Changes relating to suspended wells are reported below:

(€ million)

2023



2022



2021


Costs for exploratory wells suspended - beginning of the year

1,085



1,101



1,268


Increases for which is ongoing the determination of proved reserves

834



547



288


Amounts previously capitalized and expensed in the year

(388

)

(374

)

(286

)

Reclassification to successful exploratory wells following the estimation of proved reserves

(72

)

(147

)

(43

)

Disposals

(3

)

(2

)

(3

)

Changes in the scope of consolidation




(114

)

(199

)

Currency translation differences

(40

)

65



100


Other changes

(25

)

9



(24

)

Costs for exploratory wells suspended - end of the year

1,391



1,085



1,101


 

The following information relates to the stratification of the suspended wells pending final determination (ageing):

 


2023



2022



2021



(€ million)



(number of wells in Eni’s interest)



(€ million)



(number of wells in Eni’s interest)



(€ million)



(number of wells in Eni’s interest)


Costs capitalized and suspended for exploratory well activity


















- within 1 year

417



7.9



216



5.0



175



4.0


- between 1 and 3 years

347



6.1



246



4.9



269



12.2


- beyond 3 years

627



14.5



623



13.9



657



19.7



1,391



28.5



1,085



23.8



1,101



35.9


Costs capitalized for suspended wells


















- fields including wells drilled over the last 12 months

417



7.9



204



4.5



175



4.0


- fields for which the delineation campaign is in progress

804



14.0



579



11.3



567



17.9


- fields including commercial discoveries that are progressing to a FID

170



6.6



302



8.0



359



14.0



1,391



28.5



1,085



23.8



1,101



35.9


   

Suspended wells costs awaiting a final investment decision amounted to €170 million and primarily related to initiatives in the main countries of presence (Egypt, Nigeria and Congo).

   

Unproved mineral interests, comprised of assets in progress of the Exploration & Production segment, include the purchase price allocated to unproved reserves following business combinations or acquisition of individual properties.

 

Unproved mineral interests were as follows:

(€ million)

Congo



Nigeria



Turkmenistan



USA



Algeria



Egypt



United Arab Emirates



Italy



Indonesia



Total


2023






























Carrying amount - beginning of the year

198



958



95



16



211



3



520



2






2,003


Additions













61












92



153


Net (impairments) reversals

243






(93

)

8


















158


Reclassification to Proved Mineral Interest




(1

)







(51

)

(1

)

(28

)







(81

)

Currency translation differences and other changes

(12

)

(33

)

(2

)

(1

)

(6

)




(17

)




(3

)

(74

)

Carrying amount - end of the year

429



924






23



215



2



475



2



89



2,159


2022






























Carrying amount - beginning of the year

218



892



3



68



114



16



508









1,819


Additions




11









110



(2

)




2






121


Net (impairments) reversals

(28

)




93



(56

)
















9


Reclassification to Proved Mineral Interest

(6

)










(19

)

(12

)

(19

)







(56

)

Currency translation differences and other changes

14



55



(1

)

4



6



1



31









110


Carrying amount - end of the year

198



958



95



16



211



3



520



2






2,003


 

Unproved mineral interests comprised the Oil Prospecting License 245 property (“OPL 245”), offshore Nigeria, whose exploration period expired on May 11, 2021. The property book value included €888 million corresponding to the price paid in 2011 to the Nigerian Government to acquire a 50% interest in the asset, plus the subsequent capitalized exploration costs and pre-development costs bringing the total net book value to 1,208 million.
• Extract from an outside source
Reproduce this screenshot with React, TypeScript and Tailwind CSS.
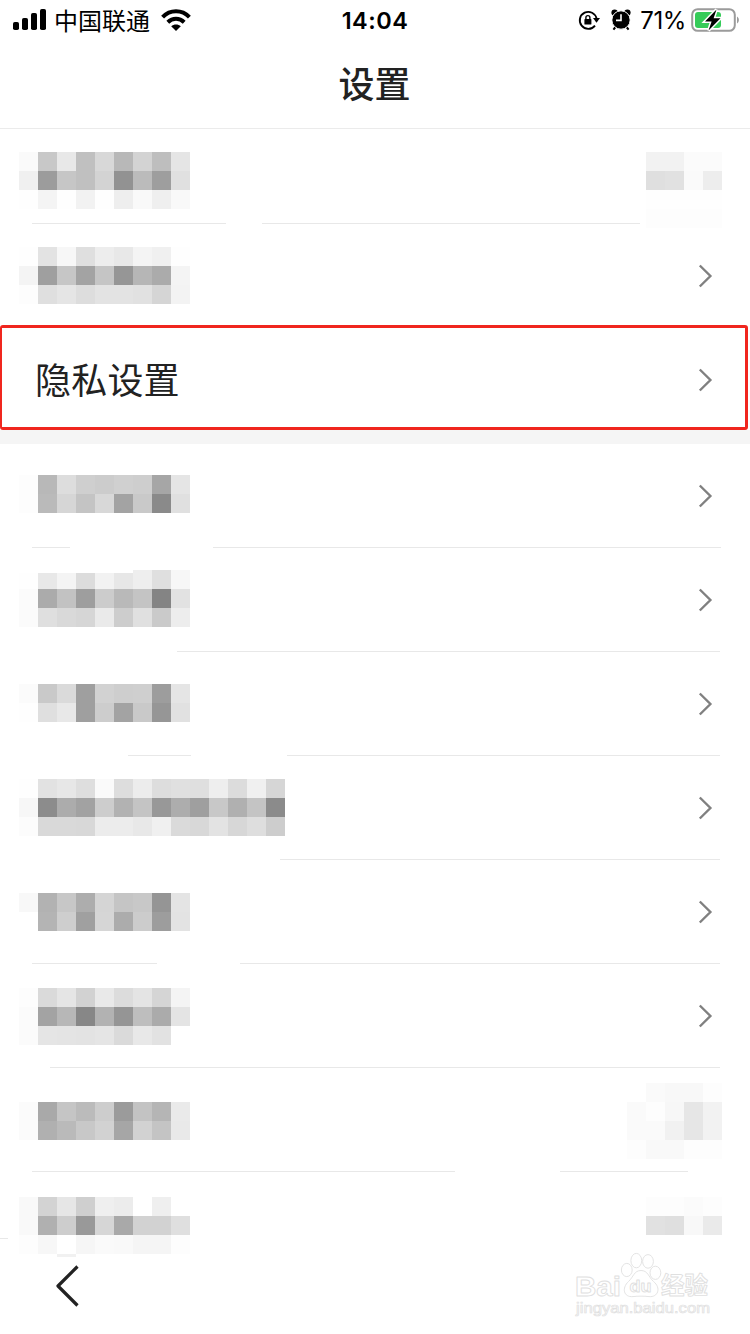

A lengthy and complex criminal proceeding before the Court of Milan was definitively resolved during 2022 in favor of Eni, which related to alleged crimes of international corruption regarding the acquisition of the license, whereas in 2023 the Federal Republic of Nigeria renounced to continue a claim to obtain compensation for the alleged damages (see note 28 – Guarantees, Commitments and Risks – Legal proceedings). The request for conversion of the license into an Oil Mining Lease (OML) before the relevant Nigerian authorities to start the development of the reserves is still pending. Given the inaction of the Nigerian authorities, a few years ago Eni started an arbitration proceeding before an ICSID tribunal, the International Centre for Settlement of Investment Disputes, to preserve the value of the investment. Regardless of the outcome of the ongoing arbitration, the estimate of the asset value in the perspective of its economic utilization confirmed the recoverability of the asset’s book value by discounting the expected cash flows at the country WACC (8%).

Accumulated provisions for impairments amounted to €22,650 million (€21,715 million at December 31, 2022).
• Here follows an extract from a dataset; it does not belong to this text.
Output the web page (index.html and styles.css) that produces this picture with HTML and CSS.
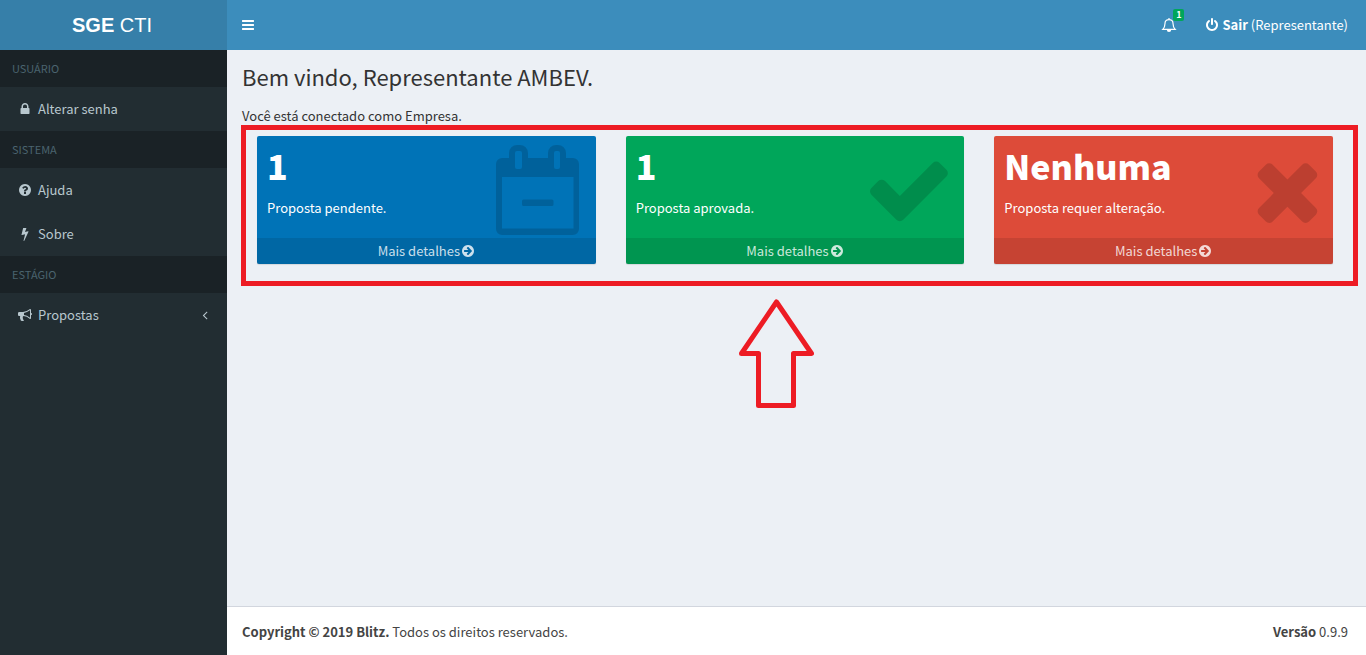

Property, plant and equipment includes assets subject to operating leases for €347 million, essentially relating to service stations of the Enilive and Refining business line.

As of December 31, 2023, Eni pledged property, plant and equipment for €24 million to guarantee payments of excise duties (same amount as of December 31, 2022).

Government grants recorded as a decrease of property, plant and equipment amounted to €91 million (€115 million at December 31, 2022).

Contractual commitments related to the purchase of property, plant and equipment are disclosed in note 28 – Guarantees, commitments and risks Liquidity risk.

Property, plant and equipment under concession arrangements are described in note 28 – Guarantees, commitments and risks.